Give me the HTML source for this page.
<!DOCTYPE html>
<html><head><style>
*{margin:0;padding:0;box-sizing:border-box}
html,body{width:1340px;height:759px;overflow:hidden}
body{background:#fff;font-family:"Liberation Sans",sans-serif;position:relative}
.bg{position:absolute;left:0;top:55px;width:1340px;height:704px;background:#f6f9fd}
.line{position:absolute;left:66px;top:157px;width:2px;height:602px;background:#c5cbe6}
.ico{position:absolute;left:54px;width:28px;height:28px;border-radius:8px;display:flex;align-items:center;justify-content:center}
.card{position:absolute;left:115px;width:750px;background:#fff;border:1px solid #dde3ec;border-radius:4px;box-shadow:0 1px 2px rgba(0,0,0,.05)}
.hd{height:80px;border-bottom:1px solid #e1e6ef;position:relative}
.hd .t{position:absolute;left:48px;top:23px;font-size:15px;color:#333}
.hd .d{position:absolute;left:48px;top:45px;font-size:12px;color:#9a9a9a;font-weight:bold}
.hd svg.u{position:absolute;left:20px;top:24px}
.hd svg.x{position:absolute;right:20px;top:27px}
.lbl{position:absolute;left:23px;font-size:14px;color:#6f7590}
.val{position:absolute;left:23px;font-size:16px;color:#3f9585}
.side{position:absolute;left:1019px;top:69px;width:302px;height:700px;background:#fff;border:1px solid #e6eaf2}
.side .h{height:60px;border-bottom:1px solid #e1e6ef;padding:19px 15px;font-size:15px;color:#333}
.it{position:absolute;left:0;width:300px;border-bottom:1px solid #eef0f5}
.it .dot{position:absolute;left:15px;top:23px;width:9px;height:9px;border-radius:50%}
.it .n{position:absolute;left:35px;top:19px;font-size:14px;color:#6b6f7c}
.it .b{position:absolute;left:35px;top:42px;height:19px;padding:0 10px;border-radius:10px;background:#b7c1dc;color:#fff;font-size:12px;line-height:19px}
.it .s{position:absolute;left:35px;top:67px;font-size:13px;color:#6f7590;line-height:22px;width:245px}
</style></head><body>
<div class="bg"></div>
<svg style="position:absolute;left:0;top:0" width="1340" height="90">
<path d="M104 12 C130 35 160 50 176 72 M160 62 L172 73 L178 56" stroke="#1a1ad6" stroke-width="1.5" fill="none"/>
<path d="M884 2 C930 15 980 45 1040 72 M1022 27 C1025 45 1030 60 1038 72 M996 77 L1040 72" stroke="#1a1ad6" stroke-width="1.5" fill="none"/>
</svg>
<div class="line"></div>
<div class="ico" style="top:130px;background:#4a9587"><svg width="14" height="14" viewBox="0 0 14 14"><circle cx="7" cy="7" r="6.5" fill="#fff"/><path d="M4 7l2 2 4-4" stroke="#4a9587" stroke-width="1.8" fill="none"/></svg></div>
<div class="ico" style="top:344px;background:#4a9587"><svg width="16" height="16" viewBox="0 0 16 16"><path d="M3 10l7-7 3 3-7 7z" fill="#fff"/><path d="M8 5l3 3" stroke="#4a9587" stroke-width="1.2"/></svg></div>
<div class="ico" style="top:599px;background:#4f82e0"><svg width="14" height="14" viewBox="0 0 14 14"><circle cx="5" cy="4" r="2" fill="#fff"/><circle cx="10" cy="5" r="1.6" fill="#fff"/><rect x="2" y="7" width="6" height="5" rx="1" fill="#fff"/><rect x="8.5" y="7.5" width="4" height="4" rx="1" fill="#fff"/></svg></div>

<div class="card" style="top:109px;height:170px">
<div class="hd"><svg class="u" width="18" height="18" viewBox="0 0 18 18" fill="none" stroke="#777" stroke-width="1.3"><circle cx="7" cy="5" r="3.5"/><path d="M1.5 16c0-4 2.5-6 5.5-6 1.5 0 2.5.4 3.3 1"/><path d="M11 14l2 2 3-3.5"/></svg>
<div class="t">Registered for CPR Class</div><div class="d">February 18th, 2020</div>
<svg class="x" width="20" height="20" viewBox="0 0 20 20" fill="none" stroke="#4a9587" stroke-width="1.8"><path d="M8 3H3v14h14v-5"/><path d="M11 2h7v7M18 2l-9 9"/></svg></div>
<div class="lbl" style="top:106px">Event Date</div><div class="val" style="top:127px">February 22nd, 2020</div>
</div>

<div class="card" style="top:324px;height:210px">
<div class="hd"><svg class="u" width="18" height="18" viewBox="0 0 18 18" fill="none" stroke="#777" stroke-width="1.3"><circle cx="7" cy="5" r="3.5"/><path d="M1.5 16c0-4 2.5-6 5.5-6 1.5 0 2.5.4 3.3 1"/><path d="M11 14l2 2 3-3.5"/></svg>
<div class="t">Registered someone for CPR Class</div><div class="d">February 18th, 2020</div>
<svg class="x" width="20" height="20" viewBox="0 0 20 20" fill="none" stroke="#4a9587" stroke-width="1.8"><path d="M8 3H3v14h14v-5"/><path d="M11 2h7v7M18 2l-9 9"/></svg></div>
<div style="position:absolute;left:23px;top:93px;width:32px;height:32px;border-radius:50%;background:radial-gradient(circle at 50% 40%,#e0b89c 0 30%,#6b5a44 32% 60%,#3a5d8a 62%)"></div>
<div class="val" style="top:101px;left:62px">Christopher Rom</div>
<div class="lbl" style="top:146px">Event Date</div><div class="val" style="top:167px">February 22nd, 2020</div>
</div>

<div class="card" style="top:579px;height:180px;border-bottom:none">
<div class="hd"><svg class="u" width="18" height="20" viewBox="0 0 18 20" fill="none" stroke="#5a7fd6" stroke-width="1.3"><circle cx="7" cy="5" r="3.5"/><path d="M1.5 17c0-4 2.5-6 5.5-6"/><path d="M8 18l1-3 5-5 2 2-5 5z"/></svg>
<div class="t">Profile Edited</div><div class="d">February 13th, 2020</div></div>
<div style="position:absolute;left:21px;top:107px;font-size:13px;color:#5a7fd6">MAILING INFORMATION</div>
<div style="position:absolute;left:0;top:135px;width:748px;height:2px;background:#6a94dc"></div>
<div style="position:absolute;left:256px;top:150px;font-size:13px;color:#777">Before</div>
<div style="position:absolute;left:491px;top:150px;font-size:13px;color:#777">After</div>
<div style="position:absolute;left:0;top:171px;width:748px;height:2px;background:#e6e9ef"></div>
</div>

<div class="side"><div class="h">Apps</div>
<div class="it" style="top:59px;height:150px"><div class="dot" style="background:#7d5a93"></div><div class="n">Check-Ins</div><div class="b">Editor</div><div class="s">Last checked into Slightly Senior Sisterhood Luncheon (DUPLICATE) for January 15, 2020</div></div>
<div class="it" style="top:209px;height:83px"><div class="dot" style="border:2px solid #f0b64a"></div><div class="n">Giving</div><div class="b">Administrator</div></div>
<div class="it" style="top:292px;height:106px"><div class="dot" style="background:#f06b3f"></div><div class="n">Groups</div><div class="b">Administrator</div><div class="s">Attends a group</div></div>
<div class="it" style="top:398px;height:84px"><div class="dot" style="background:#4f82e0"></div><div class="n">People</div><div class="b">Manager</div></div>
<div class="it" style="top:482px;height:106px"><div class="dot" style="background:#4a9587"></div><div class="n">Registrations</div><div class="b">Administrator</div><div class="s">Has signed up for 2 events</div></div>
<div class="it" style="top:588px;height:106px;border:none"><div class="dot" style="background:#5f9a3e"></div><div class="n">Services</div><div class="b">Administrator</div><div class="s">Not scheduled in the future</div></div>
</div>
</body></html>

→ **STATED GOAL**: Reproduce every line of the data verbatim.

→ **RESPONSE TO THIS TASK**:
Give me the HTML source for this page.
<!DOCTYPE html>
<html><head><style>
*{margin:0;padding:0;box-sizing:border-box}
html,body{width:1340px;height:759px;overflow:hidden}
body{background:#fff;font-family:"Liberation Sans",sans-serif;position:relative}
.bg{position:absolute;left:0;top:55px;width:1340px;height:704px;background:#f6f9fd}
.line{position:absolute;left:66px;top:157px;width:2px;height:602px;background:#c5cbe6}
.ico{position:absolute;left:54px;width:28px;height:28px;border-radius:8px;display:flex;align-items:center;justify-content:center}
.card{position:absolute;left:115px;width:750px;background:#fff;border:1px solid #dde3ec;border-radius:4px;box-shadow:0 1px 2px rgba(0,0,0,.05)}
.hd{height:80px;border-bottom:1px solid #e1e6ef;position:relative}
.hd .t{position:absolute;left:48px;top:23px;font-size:15px;color:#333}
.hd .d{position:absolute;left:48px;top:45px;font-size:12px;color:#9a9a9a;font-weight:bold}
.hd svg.u{position:absolute;left:20px;top:24px}
.hd svg.x{position:absolute;right:20px;top:27px}
.lbl{position:absolute;left:23px;font-size:14px;color:#6f7590}
.val{position:absolute;left:23px;font-size:16px;color:#3f9585}
.side{position:absolute;left:1019px;top:69px;width:302px;height:700px;background:#fff;border:1px solid #e6eaf2}
.side .h{height:60px;border-bottom:1px solid #e1e6ef;padding:19px 15px;font-size:15px;color:#333}
.it{position:absolute;left:0;width:300px;border-bottom:1px solid #eef0f5}
.it .dot{position:absolute;left:15px;top:23px;width:9px;height:9px;border-radius:50%}
.it .n{position:absolute;left:35px;top:19px;font-size:14px;color:#6b6f7c}
.it .b{position:absolute;left:35px;top:42px;height:19px;padding:0 10px;border-radius:10px;background:#b7c1dc;color:#fff;font-size:12px;line-height:19px}
.it .s{position:absolute;left:35px;top:67px;font-size:13px;color:#6f7590;line-height:22px;width:245px}
</style></head><body>
<div class="bg"></div>
<svg style="position:absolute;left:0;top:0" width="1340" height="90">
<path d="M104 12 C130 35 160 50 176 72 M160 62 L172 73 L178 56" stroke="#1a1ad6" stroke-width="1.5" fill="none"/>
<path d="M884 2 C930 15 980 45 1040 72 M1022 27 C1025 45 1030 60 1038 72 M996 77 L1040 72" stroke="#1a1ad6" stroke-width="1.5" fill="none"/>
</svg>
<div class="line"></div>
<div class="ico" style="top:130px;background:#4a9587"><svg width="14" height="14" viewBox="0 0 14 14"><circle cx="7" cy="7" r="6.5" fill="#fff"/><path d="M4 7l2 2 4-4" stroke="#4a9587" stroke-width="1.8" fill="none"/></svg></div>
<div class="ico" style="top:344px;background:#4a9587"><svg width="16" height="16" viewBox="0 0 16 16"><path d="M3 10l7-7 3 3-7 7z" fill="#fff"/><path d="M8 5l3 3" stroke="#4a9587" stroke-width="1.2"/></svg></div>
<div class="ico" style="top:599px;background:#4f82e0"><svg width="14" height="14" viewBox="0 0 14 14"><circle cx="5" cy="4" r="2" fill="#fff"/><circle cx="10" cy="5" r="1.6" fill="#fff"/><rect x="2" y="7" width="6" height="5" rx="1" fill="#fff"/><rect x="8.5" y="7.5" width="4" height="4" rx="1" fill="#fff"/></svg></div>

<div class="card" style="top:109px;height:170px">
<div class="hd"><svg class="u" width="18" height="18" viewBox="0 0 18 18" fill="none" stroke="#777" stroke-width="1.3"><circle cx="7" cy="5" r="3.5"/><path d="M1.5 16c0-4 2.5-6 5.5-6 1.5 0 2.5.4 3.3 1"/><path d="M11 14l2 2 3-3.5"/></svg>
<div class="t">Registered for CPR Class</div><div class="d">February 18th, 2020</div>
<svg class="x" width="20" height="20" viewBox="0 0 20 20" fill="none" stroke="#4a9587" stroke-width="1.8"><path d="M8 3H3v14h14v-5"/><path d="M11 2h7v7M18 2l-9 9"/></svg></div>
<div class="lbl" style="top:106px">Event Date</div><div class="val" style="top:127px">February 22nd, 2020</div>
</div>

<div class="card" style="top:324px;height:210px">
<div class="hd"><svg class="u" width="18" height="18" viewBox="0 0 18 18" fill="none" stroke="#777" stroke-width="1.3"><circle cx="7" cy="5" r="3.5"/><path d="M1.5 16c0-4 2.5-6 5.5-6 1.5 0 2.5.4 3.3 1"/><path d="M11 14l2 2 3-3.5"/></svg>
<div class="t">Registered someone for CPR Class</div><div class="d">February 18th, 2020</div>
<svg class="x" width="20" height="20" viewBox="0 0 20 20" fill="none" stroke="#4a9587" stroke-width="1.8"><path d="M8 3H3v14h14v-5"/><path d="M11 2h7v7M18 2l-9 9"/></svg></div>
<div style="position:absolute;left:23px;top:93px;width:32px;height:32px;border-radius:50%;background:radial-gradient(circle at 50% 40%,#e0b89c 0 30%,#6b5a44 32% 60%,#3a5d8a 62%)"></div>
<div class="val" style="top:101px;left:62px">Christopher Rom</div>
<div class="lbl" style="top:146px">Event Date</div><div class="val" style="top:167px">February 22nd, 2020</div>
</div>

<div class="card" style="top:579px;height:180px;border-bottom:none">
<div class="hd"><svg class="u" width="18" height="20" viewBox="0 0 18 20" fill="none" stroke="#5a7fd6" stroke-width="1.3"><circle cx="7" cy="5" r="3.5"/><path d="M1.5 17c0-4 2.5-6 5.5-6"/><path d="M8 18l1-3 5-5 2 2-5 5z"/></svg>
<div class="t">Profile Edited</div><div class="d">February 13th, 2020</div></div>
<div style="position:absolute;left:21px;top:107px;font-size:13px;color:#5a7fd6">MAILING INFORMATION</div>
<div style="position:absolute;left:0;top:135px;width:748px;height:2px;background:#6a94dc"></div>
<div style="position:absolute;left:256px;top:150px;font-size:13px;color:#777">Before</div>
<div style="position:absolute;left:491px;top:150px;font-size:13px;color:#777">After</div>
<div style="position:absolute;left:0;top:171px;width:748px;height:2px;background:#e6e9ef"></div>
</div>

<div class="side"><div class="h">Apps</div>
<div class="it" style="top:59px;height:150px"><div class="dot" style="background:#7d5a93"></div><div class="n">Check-Ins</div><div class="b">Editor</div><div class="s">Last checked into Slightly Senior Sisterhood Luncheon (DUPLICATE) for January 15, 2020</div></div>
<div class="it" style="top:209px;height:83px"><div class="dot" style="border:2px solid #f0b64a"></div><div class="n">Giving</div><div class="b">Administrator</div></div>
<div class="it" style="top:292px;height:106px"><div class="dot" style="background:#f06b3f"></div><div class="n">Groups</div><div class="b">Administrator</div><div class="s">Attends a group</div></div>
<div class="it" style="top:398px;height:84px"><div class="dot" style="background:#4f82e0"></div><div class="n">People</div><div class="b">Manager</div></div>
<div class="it" style="top:482px;height:106px"><div class="dot" style="background:#4a9587"></div><div class="n">Registrations</div><div class="b">Administrator</div><div class="s">Has signed up for 2 events</div></div>
<div class="it" style="top:588px;height:106px;border:none"><div class="dot" style="background:#5f9a3e"></div><div class="n">Services</div><div class="b">Administrator</div><div class="s">Not scheduled in the future</div></div>
</div>
</body></html>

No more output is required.